MARCXMLRecord.datafields = {
    "011": [{
        "ind1": " ",
        "ind2": " ",
        "scode": ["data"],
        "scode+": ["another data"]
    }],

    # real example
    "928": [{
        "ind1": "1",
        "ind2": " ",
        "a": ["Portál"]
    }],

    "910": [
        {
            "ind1": "1",
            "ind2": " ",
            "a": ["ABA001"]
        },
        {
            "ind1": "2",
            "ind2": " ",
            "a": ["BOA001"],
            "b": ["2-1235.975"]
        },
        {
            "ind1": "3",
            "ind2": " ",
            "a": ["OLA001"],
            "b": ["1-218.844"]
        }
    ]
}

As you can see in 910 record example, sometimes there are multiple records in a list!

Warning

NOTICE, THAT RECORDS ARE STORED IN ARRAY, NO MATTER IF IT IS JUST ONE RECORD, OR MULTIPLE RECORDS. SAME APPLY TO SUBFIELDS.

Example above corresponds with this piece of code from real world:

<datafield tag="910" ind1="1" ind2=" ">
<subfield code="a">ABA001</subfield>
</datafield>
<datafield tag="910" ind1="2" ind2=" ">
<subfield code="a">BOA001</subfield>
<subfield code="b">2-1235.975</subfield>
</datafield>
<datafield tag="910" ind1="3" ind2=" ">
<subfield code="a">OLA001</subfield>
<subfield code="b">1-218.844</subfield>
</datafield>

OAI

To prevent things to be too much simple, there is also another type of MARC XML document - OAI format.

OAI documents are little bit different, but almost same in structure.

leader is optional and is stored in MARCXMLRecord.controlfields["LDR"], but also in MARCXMLRecord.leader for backward compatibility.

<controlfield> is renamed to <fixfield> and its “tag” parameter to “label”.

<datafield> tag is not named datafield, but <varfield>, “tag” parameter is “id” and ind1/ind2 are named i1/i2, but works the same way.

<subfield>s parameter “code” is renamed to “label”.

Real world example:

<oai_marc>
<fixfield id="LDR">-----nam-a22------aa4500</fixfield>
<fixfield id="FMT">BK</fixfield>
<fixfield id="001">cpk19990652691</fixfield>
<fixfield id="003">CZ-PrNK</fixfield>
<fixfield id="005">20130513104801.0</fixfield>
<fixfield id="007">tu</fixfield>
<fixfield id="008">990330m19981999xr-af--d------000-1-cze--</fixfield>
<varfield id="015" i1=" " i2=" ">
<subfield label="a">cnb000652691</subfield>
</varfield>
<varfield id="020" i1=" " i2=" ">
<subfield label="a">80-7174-091-8 (sv. 1 : váz.) :</subfield>
<subfield label="c">Kč 182,00</subfield>
</varfield>
...
</oai_marc>

Full documentation

Description of simplified MARCXML schema can be found at http://www.loc.gov/standards/marcxml/schema/MARC21slim.xsd

Full description of MARCXML with definition of each element can be found at http://www.loc.gov/standards/marcxml/mrcbxmlfile.dtd (19492 lines of code)

Description of MARC OAI can be found at http://www.openarchives.org/OAI/oai_marc.xsd

class aleph.marcxml.Corporation[source]

Bases: aleph.marcxml.Corporation

Some informations about corporations (fields 110, 610, 710, 810).

Properties:
.name .place .date
class aleph.marcxml.MARCXMLRecord(xml=None)[source]

Class for serialization/deserialization of MARCXML and MARC OAI documents.

This class parses everything between <root> elements.
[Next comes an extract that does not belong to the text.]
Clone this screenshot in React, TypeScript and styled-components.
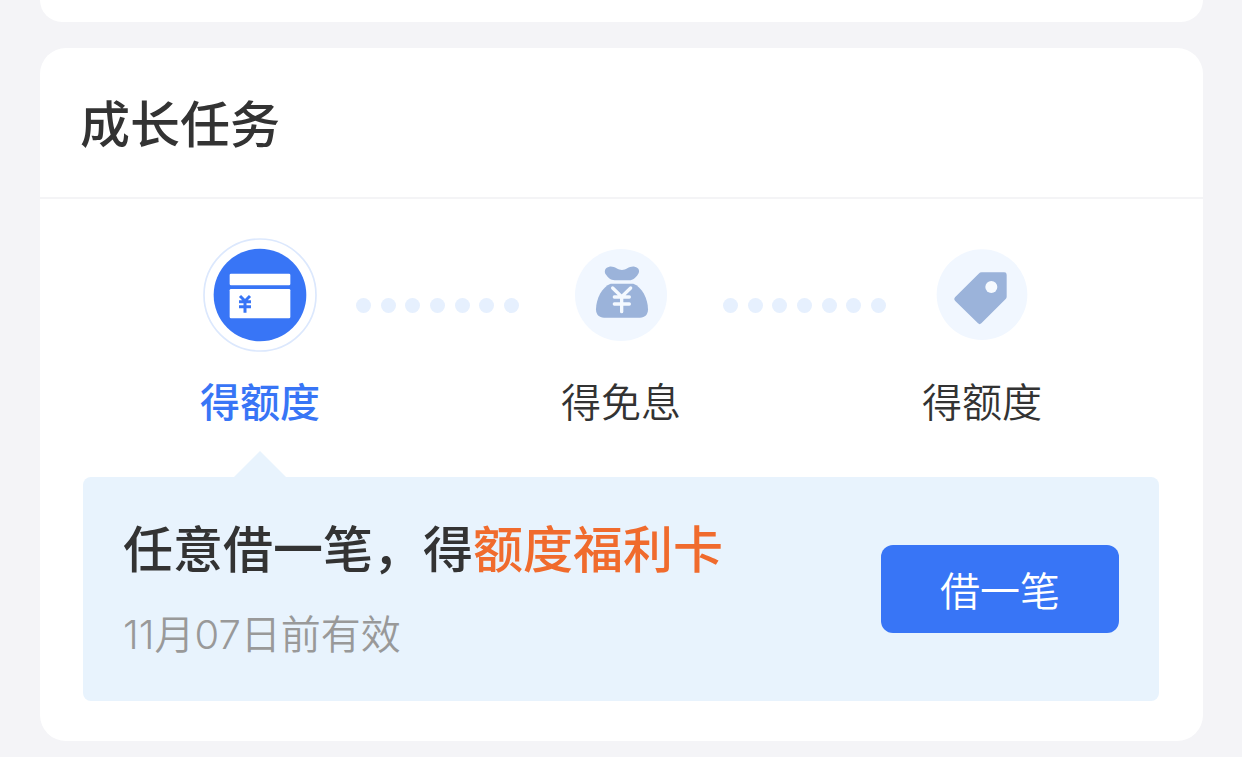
import React from "react";
import styled, { createGlobalStyle } from "styled-components";

const GlobalStyle = createGlobalStyle`
  *, *::before, *::after { box-sizing: border-box; }
  body {
    margin: 0;
    background: #f4f4f7;
    color: #333333;
    font-family: Inter, "Noto Sans CJK SC", sans-serif;
  }
`;

const Page = styled.main`
  display: flex;
  flex-direction: column;
  gap: 26px;
  padding: 0 39px 15px 40px;
`;

const PreviousCard = styled.div`
  height: 22px;
  border-radius: 0 0 26px 26px;
  background: #ffffff;
`;

const Card = styled.section`
  padding-bottom: 40px;
  border-radius: 26px;
  background: #ffffff;
`;

const CardHeader = styled.header`
  padding: 42px 40px 37px;
  border-bottom: 2px solid #f4f4f6;
`;

const CardTitle = styled.h2`
  margin: 0;
  font-size: 50px;
  font-weight: 500;
  line-height: 70px;
`;

const Steps = styled.ol`
  display: flex;
  align-items: flex-start;
  justify-content: space-between;
  margin: 0;
  padding: 39px 161px 46px 160px;
  list-style: none;
`;

const Step = styled.li<{ $active?: boolean }>`
  display: flex;
  flex-direction: column;
  align-items: center;
  gap: 23px;
  width: 120px;
  color: ${(p) => (p.$active ? "#3875f6" : "#333333")};
  font-weight: ${(p) => (p.$active ? 500 : 350)};
`;

const MiddleStep = styled(Step)`
  margin: 0 6px;
`;

const StepIcon = styled.span`
  display: flex;
  align-items: center;
  justify-content: center;
  height: 114px;
`;

const StepLabel = styled.span`
  font-size: 40px;
  line-height: 56px;
  white-space: nowrap;
`;

const Connector = styled.li`
  display: flex;
  justify-content: space-between;
  width: 163px;
  margin-top: 60px;
`;

const Dot = styled.span`
  width: 15px;
  height: 15px;
  border-radius: 50%;
  background: #e6f0fe;
`;

const TaskPanel = styled.div`
  position: relative;
  display: flex;
  align-items: center;
  justify-content: space-between;
  margin: 0 44px 0 43px;
  padding: 38px 40px;
  border-radius: 8px;
  background: #e8f3fd;

  &::before {
    content: "";
    position: absolute;
    left: 151px;
    bottom: 100%;
    width: 52px;
    height: 26px;
    background: inherit;
    clip-path: polygon(50% 0, 100% 100%, 0 100%);
  }
`;

const TaskText = styled.div`
  display: flex;
  flex-direction: column;
  gap: 22px;
`;

const TaskTitle = styled.h3`
  margin: 0;
  font-size: 50px;
  font-weight: 500;
  line-height: 70px;
`;

const Reward = styled.span`
  color: #f06b2d;
`;

const Expiry = styled.p`
  margin: 0;
  color: #999999;
  font-size: 40px;
  font-weight: 350;
  line-height: 56px;
`;

const BorrowButton = styled.button`
  flex: none;
  width: 238px;
  height: 88px;
  padding: 0;
  border: 0;
  border-radius: 12px;
  background: #3875f6;
  color: #ffffff;
  font-family: inherit;
  font-size: 40px;
  font-weight: 350;
  cursor: pointer;
`;

function CardIcon() {
  return (
    <svg width="114" height="114" viewBox="39 22 342 342" fill="none" aria-hidden="true">
      <circle cx="210" cy="193" r="168" stroke="#dce8fd" strokeWidth="5" />
      <circle cx="210" cy="193" r="139" fill="#3875f6" />
      <rect x="119" y="129" width="182" height="35" rx="4" fill="#ffffff" />
      <rect x="119" y="175" width="182" height="88" rx="4" fill="#ffffff" />
      <path d="M150 196L165 211L180 196M147 213H183M147 228H183M165 211V246" stroke="#3875f6" strokeWidth="9" />
    </svg>
  );
}

function BagIcon() {
  return (
    <svg width="92" height="92" viewBox="45 41 276 276" fill="none" aria-hidden="true">
      <circle cx="183" cy="179" r="138" fill="#f1f7ff" />
      <path
        d="M148 94C162 91 174 104 186 104C198 104 209 91 224 94C238 97 240 108 234 117C228 127 219 135 208 135H164C152 135 143 126 137 117C131 107 136 96 148 94Z"
        fill="#9bb3da"
      />
      <path
        d="M152 145H220C246 155 264 190 264 222C264 238 255 247 240 247H132C117 247 108 238 108 222C108 190 126 155 152 145Z"
        fill="#9bb3da"
      />
      <path
        d="M158 158L185 184L212 158M163 185H208M163 206H208M185 184V229"
        stroke="#f4f9ff"
        strokeWidth="10"
        strokeLinecap="round"
      />
    </svg>
  );
}

function TagIcon() {
  return (
    <svg width="92" height="92" viewBox="45 41 276 276" fill="none" aria-hidden="true">
      <circle cx="183" cy="178" r="136" fill="#f1f7ff" />
      <path
        d="M182 111H250Q257 111 257 118V184Q257 188 254 191L181 264Q176 269 171 264L102 196Q97 191 102 186L173 115Q177 111 182 111Z"
        fill="#9bb3da"
      />
      <circle cx="211" cy="155" r="18" fill="#f6faff" />
    </svg>
  );
}

function DottedConnector() {
  return (
    <Connector aria-hidden="true">
      {Array.from({ length: 7 }, (_, i) => (
        <Dot key={i} />
      ))}
    </Connector>
  );
}

export default function App() {
  return (
    <>
      <GlobalStyle />
      <Page>
        <PreviousCard />
        <Card>
          <CardHeader>
            <CardTitle>成长任务</CardTitle>
          </CardHeader>
          <Steps>
            <Step $active aria-current="step">
              <StepIcon><CardIcon /></StepIcon>
              <StepLabel>得额度</StepLabel>
            </Step>
            <DottedConnector />
            <MiddleStep>
              <StepIcon><BagIcon /></StepIcon>
              <StepLabel>得免息</StepLabel>
            </MiddleStep>
            <DottedConnector />
            <Step>
              <StepIcon><TagIcon /></StepIcon>
              <StepLabel>得额度</StepLabel>
            </Step>
          </Steps>
          <TaskPanel>
            <TaskText>
              <TaskTitle>
                任意借一笔，得<Reward>额度福利卡</Reward>
              </TaskTitle>
              <Expiry>11月07日前有效</Expiry>
            </TaskText>
            <BorrowButton type="button">借一笔</BorrowButton>
          </TaskPanel>
        </Card>
      </Page>
    </>
  );
}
It checks, if there is root element, so please, give it full XML.

Internal format is described in module docstring. You can access internal data directly, or using few handy methods on two different levels of abstraction:

No abstraction at all

You can choose to access data directly and for this use, there is few important properties:

leader string

leader of MARC XML document

oai_marc bool

True/False, depending if doc is OAI doc or not

controlfields dict

Controlfields stored in dict.

datafields dict of arrays of dict of arrays of strings ^-^

Datafileds stored in nested dicts/arrays.

controlfields is simple and easy to use dictionary, where keys are field identificators (string, 3 chars, all chars digits). Value is always string.

datafields is little bit complicated; it is dictionary made of arrays of dictionaries, which consists of arrays of strings and two special parameters.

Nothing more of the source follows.